EXERCISE TASK
Tally every line of the listing where the string "TypeScript" is found, and state the total alone.

WORKING DATA
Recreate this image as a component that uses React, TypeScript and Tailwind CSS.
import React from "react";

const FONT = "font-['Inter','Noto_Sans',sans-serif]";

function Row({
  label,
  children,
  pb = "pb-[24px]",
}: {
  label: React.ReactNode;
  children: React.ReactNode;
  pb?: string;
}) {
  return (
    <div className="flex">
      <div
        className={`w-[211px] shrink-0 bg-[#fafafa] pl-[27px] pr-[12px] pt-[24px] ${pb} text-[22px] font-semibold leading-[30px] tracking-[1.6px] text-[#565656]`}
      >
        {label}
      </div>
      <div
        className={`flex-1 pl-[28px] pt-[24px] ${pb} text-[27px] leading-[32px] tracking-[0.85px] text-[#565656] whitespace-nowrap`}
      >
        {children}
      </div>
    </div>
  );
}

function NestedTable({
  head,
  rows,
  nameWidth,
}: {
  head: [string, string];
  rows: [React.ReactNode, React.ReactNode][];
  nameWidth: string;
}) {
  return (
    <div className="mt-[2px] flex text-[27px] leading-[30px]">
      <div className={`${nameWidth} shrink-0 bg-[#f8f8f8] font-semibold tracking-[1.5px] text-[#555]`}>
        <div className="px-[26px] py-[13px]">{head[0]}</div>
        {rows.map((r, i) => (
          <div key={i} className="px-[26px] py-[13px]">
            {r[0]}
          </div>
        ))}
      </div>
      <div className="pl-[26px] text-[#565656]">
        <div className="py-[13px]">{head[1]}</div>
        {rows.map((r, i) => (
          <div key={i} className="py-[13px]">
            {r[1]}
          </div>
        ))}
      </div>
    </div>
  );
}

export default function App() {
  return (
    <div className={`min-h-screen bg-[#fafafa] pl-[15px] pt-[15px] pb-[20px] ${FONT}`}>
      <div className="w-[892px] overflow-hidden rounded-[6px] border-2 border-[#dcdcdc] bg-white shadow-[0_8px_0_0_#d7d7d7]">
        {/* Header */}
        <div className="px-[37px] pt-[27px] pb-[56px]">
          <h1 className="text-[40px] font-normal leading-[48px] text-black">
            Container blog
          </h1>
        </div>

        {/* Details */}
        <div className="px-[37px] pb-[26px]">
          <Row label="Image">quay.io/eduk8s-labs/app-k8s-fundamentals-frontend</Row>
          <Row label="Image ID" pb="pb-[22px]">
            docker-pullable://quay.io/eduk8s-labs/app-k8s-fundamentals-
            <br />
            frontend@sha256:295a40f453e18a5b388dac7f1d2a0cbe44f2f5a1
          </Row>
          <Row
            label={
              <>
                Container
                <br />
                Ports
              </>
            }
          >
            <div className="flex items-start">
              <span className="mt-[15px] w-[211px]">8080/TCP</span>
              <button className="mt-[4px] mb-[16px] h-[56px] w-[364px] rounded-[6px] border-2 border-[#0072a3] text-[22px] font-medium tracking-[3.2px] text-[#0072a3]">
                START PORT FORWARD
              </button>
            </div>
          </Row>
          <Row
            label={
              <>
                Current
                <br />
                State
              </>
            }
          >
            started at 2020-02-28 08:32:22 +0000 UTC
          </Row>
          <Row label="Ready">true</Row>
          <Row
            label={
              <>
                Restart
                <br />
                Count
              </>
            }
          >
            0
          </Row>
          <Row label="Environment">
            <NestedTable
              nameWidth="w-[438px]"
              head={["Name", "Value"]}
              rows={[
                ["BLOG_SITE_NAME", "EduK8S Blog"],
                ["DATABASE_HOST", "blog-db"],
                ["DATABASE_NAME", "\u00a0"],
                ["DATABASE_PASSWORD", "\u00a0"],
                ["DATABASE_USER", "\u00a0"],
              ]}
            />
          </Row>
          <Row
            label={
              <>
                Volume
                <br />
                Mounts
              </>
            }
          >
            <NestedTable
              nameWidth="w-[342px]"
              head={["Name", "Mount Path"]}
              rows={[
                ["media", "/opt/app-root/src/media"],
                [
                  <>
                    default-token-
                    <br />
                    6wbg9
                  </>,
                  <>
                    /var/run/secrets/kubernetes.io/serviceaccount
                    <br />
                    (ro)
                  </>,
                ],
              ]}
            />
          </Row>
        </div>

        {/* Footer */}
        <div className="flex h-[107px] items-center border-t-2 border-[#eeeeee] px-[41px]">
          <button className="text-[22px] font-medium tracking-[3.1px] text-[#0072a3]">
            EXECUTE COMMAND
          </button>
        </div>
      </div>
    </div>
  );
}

...

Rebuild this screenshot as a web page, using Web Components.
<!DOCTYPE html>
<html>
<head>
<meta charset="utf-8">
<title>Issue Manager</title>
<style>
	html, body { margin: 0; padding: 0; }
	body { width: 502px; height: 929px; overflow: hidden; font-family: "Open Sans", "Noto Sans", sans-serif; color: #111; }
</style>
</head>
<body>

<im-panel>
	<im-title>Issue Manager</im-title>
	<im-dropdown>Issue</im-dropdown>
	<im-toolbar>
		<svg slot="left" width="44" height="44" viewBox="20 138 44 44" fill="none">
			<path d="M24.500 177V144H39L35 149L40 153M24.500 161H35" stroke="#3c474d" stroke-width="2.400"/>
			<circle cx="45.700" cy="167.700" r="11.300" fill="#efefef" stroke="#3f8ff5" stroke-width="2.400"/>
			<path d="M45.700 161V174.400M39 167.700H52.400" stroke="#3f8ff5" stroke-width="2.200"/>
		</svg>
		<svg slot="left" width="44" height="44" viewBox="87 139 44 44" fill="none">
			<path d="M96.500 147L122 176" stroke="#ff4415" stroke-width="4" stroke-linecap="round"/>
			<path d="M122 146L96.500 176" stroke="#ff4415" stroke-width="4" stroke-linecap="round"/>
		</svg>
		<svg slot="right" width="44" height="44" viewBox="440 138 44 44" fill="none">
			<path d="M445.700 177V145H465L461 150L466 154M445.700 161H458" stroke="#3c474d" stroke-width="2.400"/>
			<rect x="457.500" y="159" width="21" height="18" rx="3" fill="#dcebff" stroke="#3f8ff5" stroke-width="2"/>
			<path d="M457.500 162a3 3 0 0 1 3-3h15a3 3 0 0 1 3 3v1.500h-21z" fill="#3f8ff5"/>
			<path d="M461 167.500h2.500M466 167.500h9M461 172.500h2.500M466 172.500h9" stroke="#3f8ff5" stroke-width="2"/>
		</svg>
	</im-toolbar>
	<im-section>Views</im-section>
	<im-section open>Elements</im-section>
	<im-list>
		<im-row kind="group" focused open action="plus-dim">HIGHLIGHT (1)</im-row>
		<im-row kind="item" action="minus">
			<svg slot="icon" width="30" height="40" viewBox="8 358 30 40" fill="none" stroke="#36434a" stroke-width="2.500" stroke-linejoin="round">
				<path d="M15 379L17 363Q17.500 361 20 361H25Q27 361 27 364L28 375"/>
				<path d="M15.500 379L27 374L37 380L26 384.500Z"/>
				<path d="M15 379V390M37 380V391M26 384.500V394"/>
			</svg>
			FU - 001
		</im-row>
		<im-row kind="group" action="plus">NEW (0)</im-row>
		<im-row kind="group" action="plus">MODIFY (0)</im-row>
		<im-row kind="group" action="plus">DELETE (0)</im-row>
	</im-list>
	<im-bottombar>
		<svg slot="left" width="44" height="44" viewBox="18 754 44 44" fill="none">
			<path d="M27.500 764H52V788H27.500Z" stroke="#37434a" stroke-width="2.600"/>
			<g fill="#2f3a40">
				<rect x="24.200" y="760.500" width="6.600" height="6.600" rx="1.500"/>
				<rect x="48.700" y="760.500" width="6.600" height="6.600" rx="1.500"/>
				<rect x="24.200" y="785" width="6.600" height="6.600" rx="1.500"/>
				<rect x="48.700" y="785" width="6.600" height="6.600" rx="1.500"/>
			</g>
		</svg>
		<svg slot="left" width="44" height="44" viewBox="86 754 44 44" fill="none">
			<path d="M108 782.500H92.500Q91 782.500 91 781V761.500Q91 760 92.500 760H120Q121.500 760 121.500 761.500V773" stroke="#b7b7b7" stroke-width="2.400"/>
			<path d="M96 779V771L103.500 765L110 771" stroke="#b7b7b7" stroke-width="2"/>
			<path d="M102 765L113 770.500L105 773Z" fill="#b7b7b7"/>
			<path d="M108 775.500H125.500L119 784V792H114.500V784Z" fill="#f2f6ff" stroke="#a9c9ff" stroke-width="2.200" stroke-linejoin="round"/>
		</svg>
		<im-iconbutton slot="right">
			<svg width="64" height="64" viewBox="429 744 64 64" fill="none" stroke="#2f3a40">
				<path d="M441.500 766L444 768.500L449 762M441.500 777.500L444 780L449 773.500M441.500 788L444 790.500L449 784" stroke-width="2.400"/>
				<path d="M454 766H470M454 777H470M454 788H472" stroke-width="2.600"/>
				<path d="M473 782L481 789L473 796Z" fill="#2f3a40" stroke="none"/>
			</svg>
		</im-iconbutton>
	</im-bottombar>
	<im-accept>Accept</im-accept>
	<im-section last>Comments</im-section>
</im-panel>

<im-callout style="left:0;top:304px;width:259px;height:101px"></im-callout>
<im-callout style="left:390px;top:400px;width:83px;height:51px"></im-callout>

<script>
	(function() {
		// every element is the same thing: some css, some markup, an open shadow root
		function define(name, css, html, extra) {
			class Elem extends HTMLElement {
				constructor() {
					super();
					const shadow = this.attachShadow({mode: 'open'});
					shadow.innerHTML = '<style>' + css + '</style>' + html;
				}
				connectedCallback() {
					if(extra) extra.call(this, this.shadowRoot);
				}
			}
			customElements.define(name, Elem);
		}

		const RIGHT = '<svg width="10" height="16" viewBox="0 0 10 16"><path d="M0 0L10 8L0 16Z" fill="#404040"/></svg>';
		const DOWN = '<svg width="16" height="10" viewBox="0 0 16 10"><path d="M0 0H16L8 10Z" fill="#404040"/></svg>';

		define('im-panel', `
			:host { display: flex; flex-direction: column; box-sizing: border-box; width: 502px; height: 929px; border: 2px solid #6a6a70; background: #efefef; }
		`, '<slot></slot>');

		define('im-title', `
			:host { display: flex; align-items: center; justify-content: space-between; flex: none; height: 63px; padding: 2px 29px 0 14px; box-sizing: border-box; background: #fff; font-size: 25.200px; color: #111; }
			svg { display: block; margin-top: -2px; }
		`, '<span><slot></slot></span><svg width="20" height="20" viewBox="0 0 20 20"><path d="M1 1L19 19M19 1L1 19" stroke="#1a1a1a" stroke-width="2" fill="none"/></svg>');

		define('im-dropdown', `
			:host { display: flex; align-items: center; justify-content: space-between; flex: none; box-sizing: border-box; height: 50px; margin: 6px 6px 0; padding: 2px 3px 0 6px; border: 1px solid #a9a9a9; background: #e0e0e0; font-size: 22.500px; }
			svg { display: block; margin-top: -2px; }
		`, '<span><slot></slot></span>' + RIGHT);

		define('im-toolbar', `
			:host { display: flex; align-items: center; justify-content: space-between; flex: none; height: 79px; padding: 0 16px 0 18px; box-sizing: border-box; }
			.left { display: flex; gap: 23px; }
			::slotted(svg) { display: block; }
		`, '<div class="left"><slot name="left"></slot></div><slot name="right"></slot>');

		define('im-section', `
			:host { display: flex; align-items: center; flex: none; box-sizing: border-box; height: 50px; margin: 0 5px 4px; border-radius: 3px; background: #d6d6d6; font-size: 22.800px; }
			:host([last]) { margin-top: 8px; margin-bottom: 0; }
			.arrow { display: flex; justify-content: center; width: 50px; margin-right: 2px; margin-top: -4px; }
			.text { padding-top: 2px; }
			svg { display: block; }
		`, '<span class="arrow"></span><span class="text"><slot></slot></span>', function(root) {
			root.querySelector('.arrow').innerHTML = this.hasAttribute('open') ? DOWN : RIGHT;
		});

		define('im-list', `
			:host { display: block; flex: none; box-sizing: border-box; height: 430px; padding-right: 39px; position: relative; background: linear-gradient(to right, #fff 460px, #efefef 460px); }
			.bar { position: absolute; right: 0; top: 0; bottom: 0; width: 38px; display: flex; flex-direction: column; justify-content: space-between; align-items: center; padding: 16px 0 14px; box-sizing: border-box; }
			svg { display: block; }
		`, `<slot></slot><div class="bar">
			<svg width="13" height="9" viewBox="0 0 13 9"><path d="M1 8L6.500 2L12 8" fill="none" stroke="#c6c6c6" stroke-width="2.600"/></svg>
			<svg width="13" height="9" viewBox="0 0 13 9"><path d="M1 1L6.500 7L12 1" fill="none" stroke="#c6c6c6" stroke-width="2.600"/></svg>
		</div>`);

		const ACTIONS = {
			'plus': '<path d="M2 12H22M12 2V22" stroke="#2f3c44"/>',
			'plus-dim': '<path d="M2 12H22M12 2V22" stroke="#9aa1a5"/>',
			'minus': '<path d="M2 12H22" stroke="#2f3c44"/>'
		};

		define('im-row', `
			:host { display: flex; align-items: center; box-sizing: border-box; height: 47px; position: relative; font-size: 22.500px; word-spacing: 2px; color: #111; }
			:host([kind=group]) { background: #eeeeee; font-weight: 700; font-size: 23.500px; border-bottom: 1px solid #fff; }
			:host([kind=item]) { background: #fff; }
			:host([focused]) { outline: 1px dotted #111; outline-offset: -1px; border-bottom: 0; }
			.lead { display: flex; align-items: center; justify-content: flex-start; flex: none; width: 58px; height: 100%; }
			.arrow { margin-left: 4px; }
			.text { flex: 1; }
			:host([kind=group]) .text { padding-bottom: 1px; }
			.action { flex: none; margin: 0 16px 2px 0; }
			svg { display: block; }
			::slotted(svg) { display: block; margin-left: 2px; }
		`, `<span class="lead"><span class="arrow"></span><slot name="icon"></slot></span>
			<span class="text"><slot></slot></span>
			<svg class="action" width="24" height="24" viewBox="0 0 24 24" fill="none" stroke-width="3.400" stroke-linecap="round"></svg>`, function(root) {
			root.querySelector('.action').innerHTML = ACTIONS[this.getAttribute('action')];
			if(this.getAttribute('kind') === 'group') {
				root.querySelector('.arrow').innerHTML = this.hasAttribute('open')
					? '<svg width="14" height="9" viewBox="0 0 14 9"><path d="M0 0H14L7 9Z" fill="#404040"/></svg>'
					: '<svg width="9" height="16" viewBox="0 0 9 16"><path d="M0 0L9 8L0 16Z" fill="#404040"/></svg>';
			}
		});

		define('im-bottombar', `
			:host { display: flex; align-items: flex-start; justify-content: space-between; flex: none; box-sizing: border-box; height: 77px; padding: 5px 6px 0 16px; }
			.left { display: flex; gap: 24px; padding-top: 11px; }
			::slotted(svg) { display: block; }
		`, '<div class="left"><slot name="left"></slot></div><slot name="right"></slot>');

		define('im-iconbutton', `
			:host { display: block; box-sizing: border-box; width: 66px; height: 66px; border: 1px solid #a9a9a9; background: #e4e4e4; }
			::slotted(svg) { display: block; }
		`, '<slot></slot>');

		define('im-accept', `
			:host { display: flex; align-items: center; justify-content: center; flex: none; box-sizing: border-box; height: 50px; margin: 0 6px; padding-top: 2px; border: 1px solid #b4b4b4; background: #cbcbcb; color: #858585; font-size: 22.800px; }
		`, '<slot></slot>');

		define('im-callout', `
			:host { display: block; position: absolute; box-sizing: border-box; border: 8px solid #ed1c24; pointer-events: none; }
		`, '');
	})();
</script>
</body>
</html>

==

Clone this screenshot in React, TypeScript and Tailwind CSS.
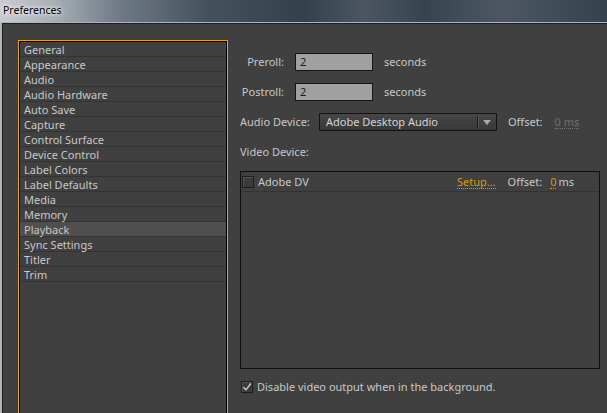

SOLUTION TO THE PROBLEM
2